** WRITTEN INSTRUCTION **
Would you write out the listing verbatim and skip every picture in it?

** SUPPLIED INFORMATION **
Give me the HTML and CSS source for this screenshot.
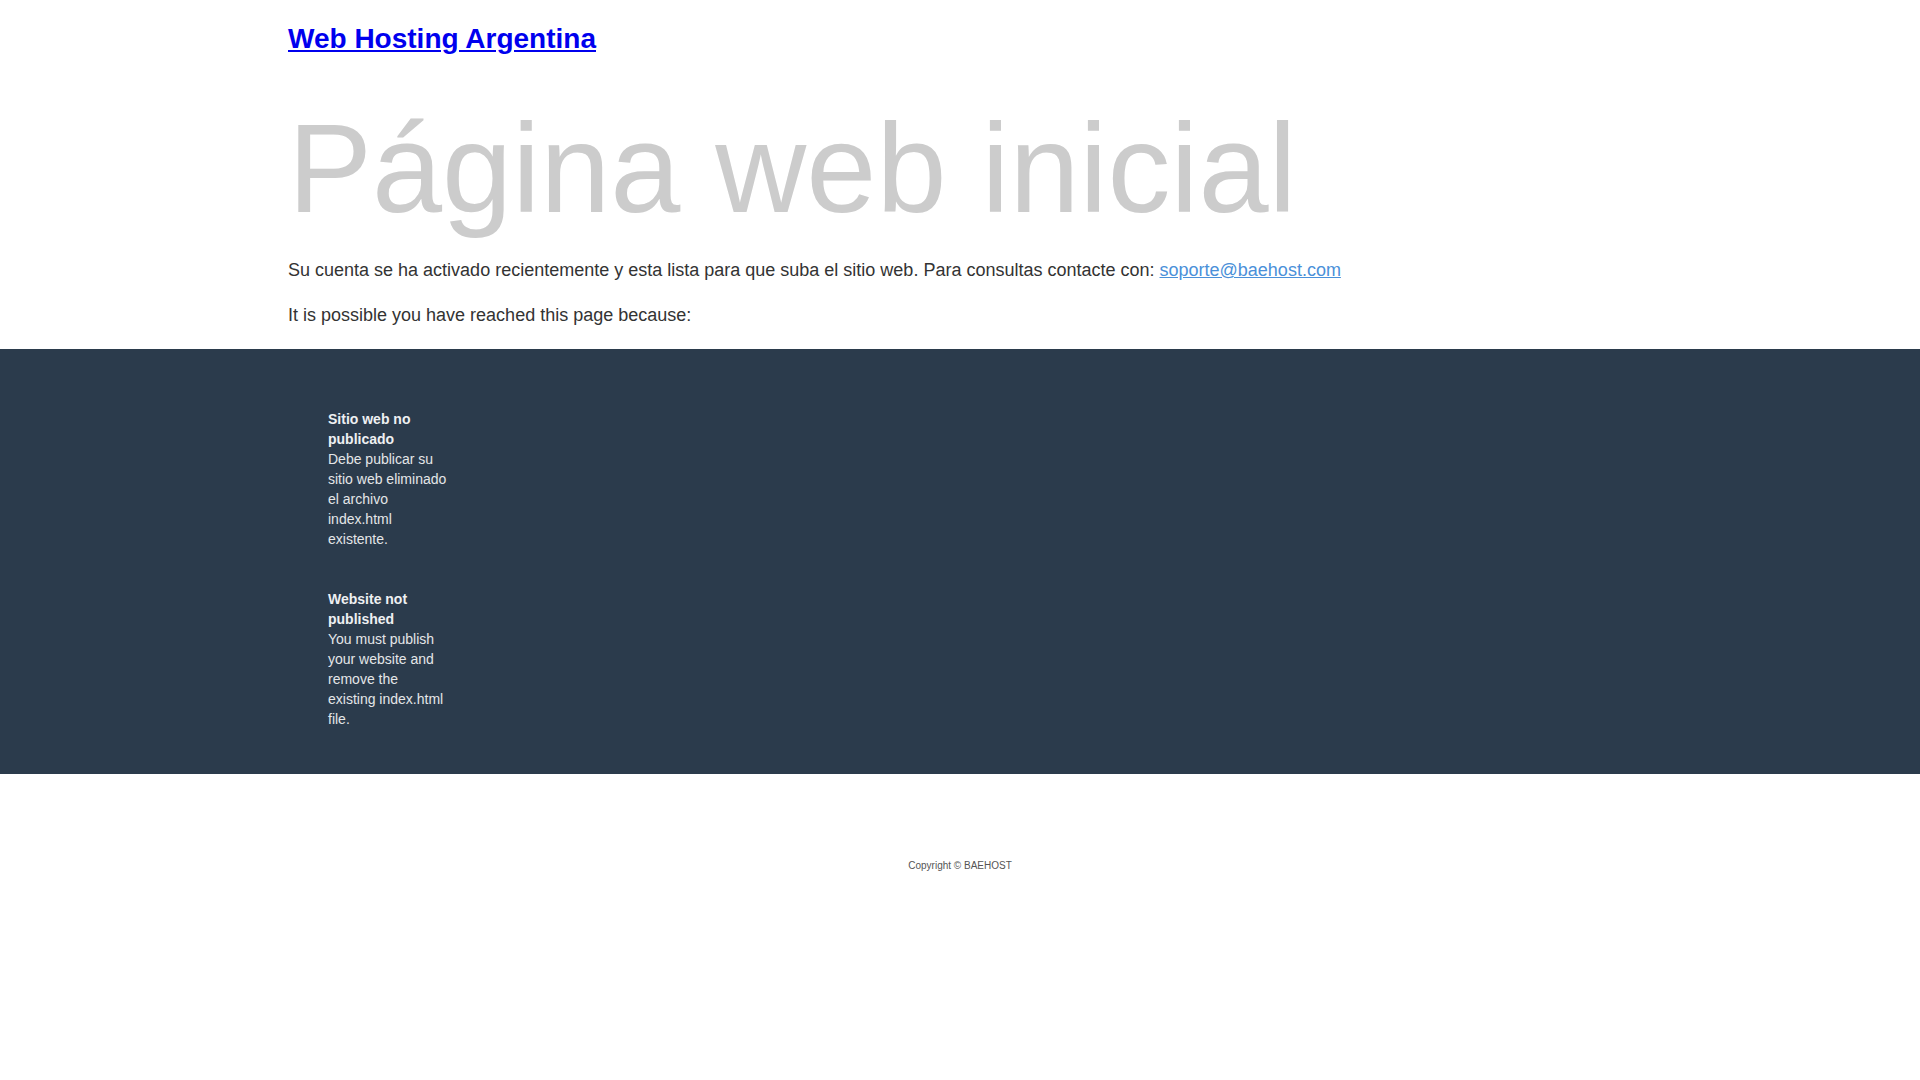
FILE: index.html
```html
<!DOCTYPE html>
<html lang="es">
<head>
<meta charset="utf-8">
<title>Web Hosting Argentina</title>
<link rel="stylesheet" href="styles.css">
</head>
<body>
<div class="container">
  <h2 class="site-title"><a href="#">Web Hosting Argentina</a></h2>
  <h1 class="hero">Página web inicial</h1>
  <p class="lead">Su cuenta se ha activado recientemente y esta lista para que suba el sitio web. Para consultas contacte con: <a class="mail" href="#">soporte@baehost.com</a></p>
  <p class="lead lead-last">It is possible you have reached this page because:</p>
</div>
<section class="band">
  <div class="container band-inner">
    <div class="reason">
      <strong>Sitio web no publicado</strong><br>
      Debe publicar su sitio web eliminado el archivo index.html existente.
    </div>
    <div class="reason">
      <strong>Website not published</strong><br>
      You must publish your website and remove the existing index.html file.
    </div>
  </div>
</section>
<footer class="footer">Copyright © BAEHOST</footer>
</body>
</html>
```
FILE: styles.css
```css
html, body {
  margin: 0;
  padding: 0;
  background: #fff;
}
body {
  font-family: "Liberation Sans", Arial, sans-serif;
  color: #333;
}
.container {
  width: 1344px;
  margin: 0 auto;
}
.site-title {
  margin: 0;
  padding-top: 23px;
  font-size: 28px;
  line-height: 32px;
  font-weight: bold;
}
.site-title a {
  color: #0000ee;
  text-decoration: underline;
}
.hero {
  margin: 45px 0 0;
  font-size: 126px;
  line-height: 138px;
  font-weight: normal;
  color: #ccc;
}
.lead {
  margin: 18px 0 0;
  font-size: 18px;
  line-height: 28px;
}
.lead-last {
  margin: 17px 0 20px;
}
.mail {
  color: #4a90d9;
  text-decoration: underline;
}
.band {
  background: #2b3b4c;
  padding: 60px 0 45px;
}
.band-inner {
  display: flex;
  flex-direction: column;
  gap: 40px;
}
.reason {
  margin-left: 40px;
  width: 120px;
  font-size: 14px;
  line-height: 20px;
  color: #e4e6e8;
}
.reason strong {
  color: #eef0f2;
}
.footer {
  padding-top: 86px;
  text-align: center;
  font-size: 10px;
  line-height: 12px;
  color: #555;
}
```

** TASK RESULT **
Give me the HTML and CSS source for this screenshot.
FILE: index.html
```html
<!DOCTYPE html>
<html lang="es">
<head>
<meta charset="utf-8">
<title>Web Hosting Argentina</title>
<link rel="stylesheet" href="styles.css">
</head>
<body>
<div class="container">
  <h2 class="site-title"><a href="#">Web Hosting Argentina</a></h2>
  <h1 class="hero">Página web inicial</h1>
  <p class="lead">Su cuenta se ha activado recientemente y esta lista para que suba el sitio web. Para consultas contacte con: <a class="mail" href="#">soporte@baehost.com</a></p>
  <p class="lead lead-last">It is possible you have reached this page because:</p>
</div>
<section class="band">
  <div class="container band-inner">
    <div class="reason">
      <strong>Sitio web no publicado</strong><br>
      Debe publicar su sitio web eliminado el archivo index.html existente.
    </div>
    <div class="reason">
      <strong>Website not published</strong><br>
      You must publish your website and remove the existing index.html file.
    </div>
  </div>
</section>
<footer class="footer">Copyright © BAEHOST</footer>
</body>
</html>
```
FILE: styles.css
```css
html, body {
  margin: 0;
  padding: 0;
  background: #fff;
}
body {
  font-family: "Liberation Sans", Arial, sans-serif;
  color: #333;
}
.container {
  width: 1344px;
  margin: 0 auto;
}
.site-title {
  margin: 0;
  padding-top: 23px;
  font-size: 28px;
  line-height: 32px;
  font-weight: bold;
}
.site-title a {
  color: #0000ee;
  text-decoration: underline;
}
.hero {
  margin: 45px 0 0;
  font-size: 126px;
  line-height: 138px;
  font-weight: normal;
  color: #ccc;
}
.lead {
  margin: 18px 0 0;
  font-size: 18px;
  line-height: 28px;
}
.lead-last {
  margin: 17px 0 20px;
}
.mail {
  color: #4a90d9;
  text-decoration: underline;
}
.band {
  background: #2b3b4c;
  padding: 60px 0 45px;
}
.band-inner {
  display: flex;
  flex-direction: column;
  gap: 40px;
}
.reason {
  margin-left: 40px;
  width: 120px;
  font-size: 14px;
  line-height: 20px;
  color: #e4e6e8;
}
.reason strong {
  color: #eef0f2;
}
.footer {
  padding-top: 86px;
  text-align: center;
  font-size: 10px;
  line-height: 12px;
  color: #555;
}
```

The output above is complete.